I’ve always thought that Thanksgiving made a much better day for reflection and resolutions than New Years.  For me at least it has taken on this meaning of looking back at the things you did well, the things you didn’t do quite so well… and the things you would want to change.  I am not exactly sure when I set down the path I am currently on, but it has at least been a year now since I started purposefully trying to cut as much negativity as I could from my life.  I was tired of feeling bitter and frustrated with the world, and I set down a path of “fake it until you make it”.  As goofy as that phrase sounds… it really does work because as time has gone on… I’ve myself become a much more positive person in my interactions with people… and in return my outlook on the world.  I am a happier person today than I was a few years ago, and my hope is that I will be a happier person still in the coming year.  It isn’t like I have some gauge to measure happiness by, but I know at least that I have less days where I am struggling to drag myself out of bed and confront the day.

I will likely always have the darkness of depression hanging over me, but I am getting better at simply not listening to the little voice in my head that is constantly replaying all of the things that are wrong with me.  I doubt I will ever shut that off, but I’ve started to develop better coping mechanisms for blocking it out.  I want to be someone that makes the lives of those around me better, not someone who brings others down.  So even if that is just a brief message somewhere in the social media sphere, I want to leave a positive effect on those I interact with.  I am never going to be a full on Pollyanna, because I am just too jaded for that to ever work… but I do want to be someone who is actively making things better rather than consistently making them worse.  While what I do is not really important in the grand scheme of things, it is my hope that at least it is a legacy of good…  not one of suffering.

On Cynicism

By all accounts I was an almost painfully happy child, and based on all of the photos I have seen…  I am willing to accept that at face value.  Something happened along the way however to turn me into a fairly bitter, jaded and cynical person.  I am good at what I do, because I plan for failure…  because I don’t just accept it as a possibility… I expect it to happen.  So being an eternal pessimist has been great for a career in software development… but pretty horrible for my outlook on the world.  While I am not a doomsday prepper by any means, my mind just naturally works along the lines of preparing for the worst possible thing to happen in every single interaction.  I can tell you the constant battling of my brain is tiresome when you take this instinct and mix it with the depression.  My brain can make some pretty insane leaps, as failure to shake someones hand…  ends up leading to me being out cold and hungry on the streets.  There is a whole irrational segment of my mind that is constantly churning out doomsday scenarios out of average every day occurrences.  Maybe I simply took my Eagle Scout training a little to seriously, with the whole “Be Prepared” motto.

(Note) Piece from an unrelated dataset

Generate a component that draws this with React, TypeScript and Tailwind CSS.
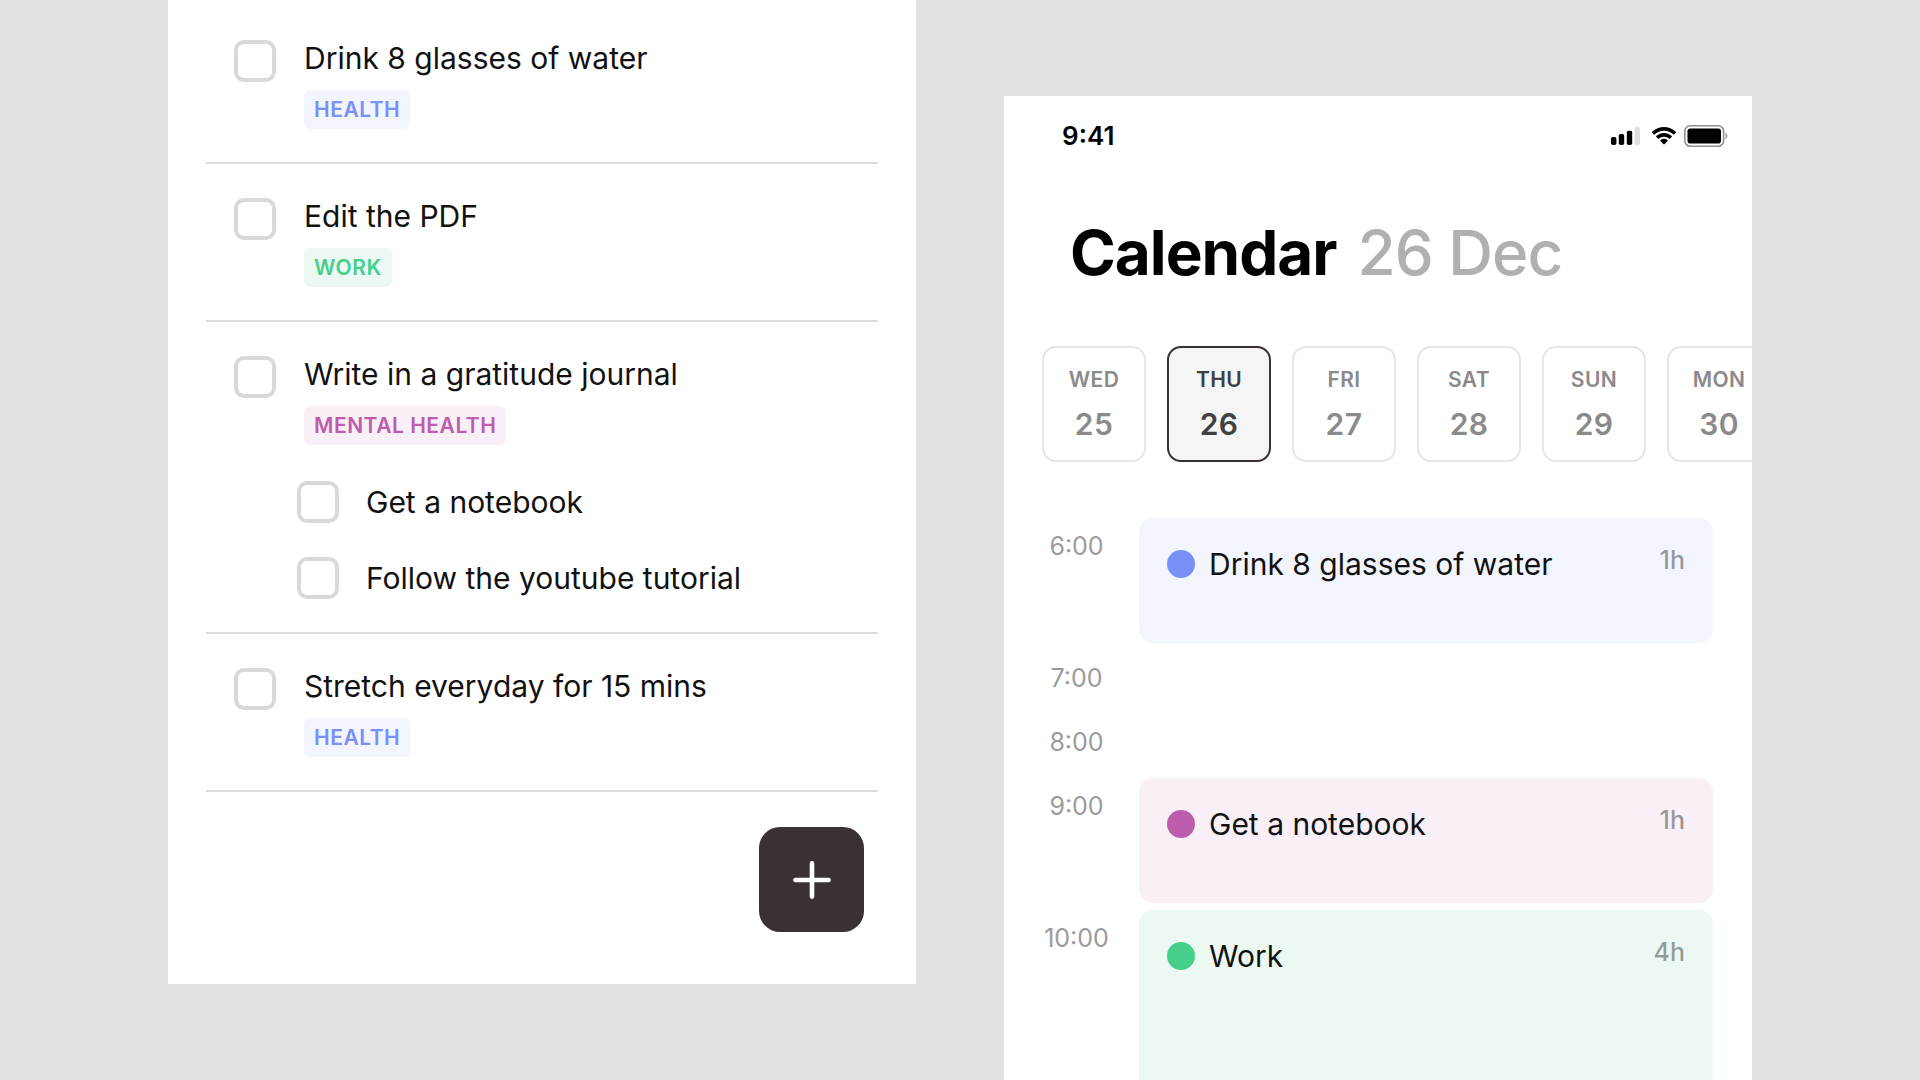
import { useState } from 'react';
import clsx from 'clsx';

type Category = 'health' | 'work' | 'mental';

interface Task {
  id: string;
  title: string;
  tag?: Category;
  subtasks?: Task[];
}

interface Slot {
  time: string;
  event?: {
    title: string;
    category: Category;
    duration: string;
    tall?: boolean;
  };
}

const TASKS: Task[] = [
  { id: 'water', title: 'Drink 8 glasses of water', tag: 'health' },
  { id: 'pdf', title: 'Edit the PDF', tag: 'work' },
  {
    id: 'journal',
    title: 'Write in a gratitude journal',
    tag: 'mental',
    subtasks: [
      { id: 'notebook', title: 'Get a notebook' },
      { id: 'tutorial', title: 'Follow the youtube tutorial' },
    ],
  },
  { id: 'stretch', title: 'Stretch everyday for 15 mins', tag: 'health' },
];

const DAYS = [
  { name: 'WED', date: 25 },
  { name: 'THU', date: 26 },
  { name: 'FRI', date: 27 },
  { name: 'SAT', date: 28 },
  { name: 'SUN', date: 29 },
  { name: 'MON', date: 30 },
];

const SLOTS: Slot[] = [
  { time: '6:00', event: { title: 'Drink 8 glasses of water', category: 'health', duration: '1h' } },
  { time: '7:00' },
  { time: '8:00' },
  { time: '9:00', event: { title: 'Get a notebook', category: 'mental', duration: '1h' } },
  { time: '10:00', event: { title: 'Work', category: 'work', duration: '4h', tall: true } },
];

const CATEGORIES = {
  health: { label: 'HEALTH', tag: 'bg-[#f2f4fe] text-[#7990f8]', card: 'bg-[#f2f4fe]', dot: 'bg-[#7990f8]' },
  work: { label: 'WORK', tag: 'bg-[#ecf9f2] text-[#46cf8b]', card: 'bg-[#ecf9f2]', dot: 'bg-[#46cf8b]' },
  mental: { label: 'MENTAL HEALTH', tag: 'bg-[#f9eff7] text-[#bc5dae]', card: 'bg-[#f9eff7]', dot: 'bg-[#bc5dae]' },
};

function Checkbox({ id }: { id: string }) {
  return (
    <input
      id={id}
      type="checkbox"
      className="size-[42px] shrink-0 appearance-none rounded-[10px] border-4 border-[#d9d9d9] bg-white checked:bg-[#d9d9d9]"
    />
  );
}

function TaskRow({ task }: { task: Task }) {
  return (
    <li className="border-b-2 border-[#dcdcdc] px-7 pt-[34px] pb-[33px] first:pt-10">
      <div className="flex items-start gap-7">
        <Checkbox id={task.id} />
        <div className="flex flex-col items-start gap-3.5">
          <label htmlFor={task.id} className="text-[30px] leading-9">
            {task.title}
          </label>
          {task.tag && (
            <span
              className={clsx(
                'rounded-md px-2.5 text-[21px] leading-[39px] font-semibold tracking-wide',
                CATEGORIES[task.tag].tag,
              )}
            >
              {CATEGORIES[task.tag].label}
            </span>
          )}
        </div>
      </div>
      {task.subtasks && (
        <ul className="mt-9 ml-[63px] flex flex-col gap-[34px]">
          {task.subtasks.map(sub => (
            <li key={sub.id} className="flex items-center gap-[27px]">
              <Checkbox id={sub.id} />
              <label htmlFor={sub.id} className="text-[30px] leading-9">
                {sub.title}
              </label>
            </li>
          ))}
        </ul>
      )}
    </li>
  );
}

function TaskPanel() {
  return (
    <section className="self-start bg-white">
      <ul className="mx-[38px]">
        {TASKS.map(task => (
          <TaskRow key={task.id} task={task} />
        ))}
      </ul>
      <div className="flex justify-end px-[52px] pt-[35px] pb-[52px]">
        <button
          type="button"
          aria-label="Add task"
          className="flex size-[105px] items-center justify-center rounded-[21px] bg-[#3a3232] text-white"
        >
          <svg width="38" height="38" viewBox="0 0 38 38" fill="none" stroke="currentColor" strokeWidth="4.6" strokeLinecap="round">
            <path d="M19 2.4v33.2M2.4 19h33.2" />
          </svg>
        </button>
      </div>
    </section>
  );
}

function StatusBar() {
  return (
    <div className="flex h-20 items-center justify-between pr-6 pl-[58px]">
      <span className="text-[26px] leading-8 font-semibold text-black">9:41</span>
      <div className="flex items-center gap-[11px]">
        <svg width="29" height="18" viewBox="0 0 29 18">
          <rect x="0" y="10" width="5.4" height="8" rx="1.8" />
          <rect x="7.8" y="7" width="5.4" height="11" rx="1.8" />
          <rect x="15.8" y="3.8" width="5.4" height="14.2" rx="1.8" />
          <rect x="23.6" y="0" width="5.4" height="18" rx="1.8" fill="#dedede" />
        </svg>
        <svg width="26" height="18" viewBox="0 0 26 18">
          <path d="M13 3.7c3.6 0 6.9 1.4 9.4 3.7.2.2.5.2.7 0l1.8-1.9c.2-.2.2-.5 0-.7-6.6-6.4-17.2-6.4-23.8 0-.2.2-.2.5 0 .7l1.8 1.9c.2.2.5.2.7 0C6.100 5.1 9.4 3.7 13 3.7z" />
          <path d="M13 9.7c2 0 3.9.7 5.3 2 .2.2.5.2.7 0l1.8-1.9c.2-.2.2-.5 0-.7-4.4-4.2-11.2-4.2-15.6 0-.2.2-.2.5 0 .7L7 11.700c.2.2.5.2.7 0 1.4-1.3 3.3-2 5.3-2z" />
          <path d="M16.6 13.9c.2-.2.2-.5 0-.7-2.1-1.8-5.1-1.8-7.2 0-.2.2-.2.5 0 .7l3.2 3.3c.2.2.6.2.8 0z" />
        </svg>
        <svg width="44" height="22" viewBox="0 0 44 22" className="-ml-1">
          <rect x="0.8" y="0.8" width="38.8" height="20.4" rx="5.5" fill="none" stroke="#909094" strokeWidth="1.6" />
          <rect x="3.5" y="3.5" width="33.5" height="15" rx="2.8" />
          <path d="M41.5 7.5c2.4 1.2 2.4 5.8 0 7z" fill="#a0a0a4" />
        </svg>
      </div>
    </div>
  );
}

function DayPicker() {
  const [selected, setSelected] = useState(26);

  return (
    <div className="mt-[55px] flex gap-[21px] overflow-hidden pl-[38px]">
      {DAYS.map(day => (
        <button
          key={day.date}
          type="button"
          onClick={() => setSelected(day.date)}
          className={clsx(
            'flex h-[116px] w-[104px] shrink-0 flex-col items-center justify-center gap-2 rounded-[14px] border-2 tracking-wide',
            day.date === selected
              ? 'border-[#3a3232] bg-[#f5f5f5] text-[#404040]'
              : 'border-[#e6e6e6] bg-white text-[#8a8a8a]',
          )}
        >
          <span className="text-[21px] leading-8 font-semibold">{day.name}</span>
          <span className="text-[30px] leading-10 font-semibold">{day.date}</span>
        </button>
      ))}
    </div>
  );
}

function Schedule() {
  return (
    <ol className="mt-14 flex flex-col gap-[7px] pr-[39px] pl-[38px]">
      {SLOTS.map(({ time, event }) => (
        <li key={time} className="flex gap-7">
          <time className="w-[69px] shrink-0 text-center text-[25px] leading-[57px] text-[#9b9b9b]">{time}</time>
          {event && (
            <div
              className={clsx(
                'flex flex-1 items-start rounded-[14px] px-7',
                event.tall ? 'h-[500px]' : 'h-[125px]',
                CATEGORIES[event.category].card,
              )}
            >
              <span className={clsx('mt-8 mr-3.5 size-7 rounded-full', CATEGORIES[event.category].dot)} />
              <span className="mt-7 flex-1 text-[30px] leading-9">{event.title}</span>
              <span className="mt-7 text-[25px] leading-7 font-medium text-black/40">{event.duration}</span>
            </div>
          )}
        </li>
      ))}
    </ol>
  );
}

function CalendarPanel() {
  return (
    <section className="mt-24 overflow-hidden bg-white">
      <StatusBar />
      <h1 className="mt-[39px] flex gap-[21px] pl-[66px] text-[62px] leading-[76px] font-bold tracking-[-1px] whitespace-nowrap text-black">
        Calendar <span className="font-medium text-[#b0b0b0]">26 Dec</span>
      </h1>
      <DayPicker />
      <Schedule />
    </section>
  );
}

export default function App() {
  return (
    <main className="grid h-screen grid-cols-2 gap-[88px] overflow-hidden bg-[#e1e1e1] px-42 font-['Inter',sans-serif] text-[#111111]">
      <TaskPanel />
      <CalendarPanel />
    </main>
  );
}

Now all of these instincts that I am talking about are pretty deep rooted, but it doesn’t mean I think they are good things.  It is my hope over the next year to work towards being less cynical.  I write about video games, not industrial accidents.  I should have more child like joy about the things I am doing, rather talking about how this or that is a portent of a big coming failure.  I am tired of seeing the bad in my hobby, and I am tired of feeling like everything is going to shit… and quickly.  I mean the world around us does a pretty good job of eternally bumming me out on a regular basis, I really don’t need my hobby to do it as well.  So along with the methodology of faking it until I make it… I am going to try applying that positivity more thoroughly and hopefully root out some of my cynicism towards everything.  I want the coming year to be an awesome one, and I want to spend more time enjoying the awesome things around me… rather than worrying about the things that aren’t.  I can’t say that I think it will be easy, but I think it will be good in the long run for my own mental health and happiness.

In closing… I hope each of you has your own personal day of reflection upon all the ways you are lucky in your life, and all of the things you would strive to change.  I hope you enjoy your time with family and friends, and enjoy the ritual of sharing a good meal.  Thanksgiving is this day that has a special meaning for me, and it is my hope that it develops a special meaning for each of you.  May you have a very Happy Thanksgiving, and even if you are not celebrating it…  may your day be excellent as well.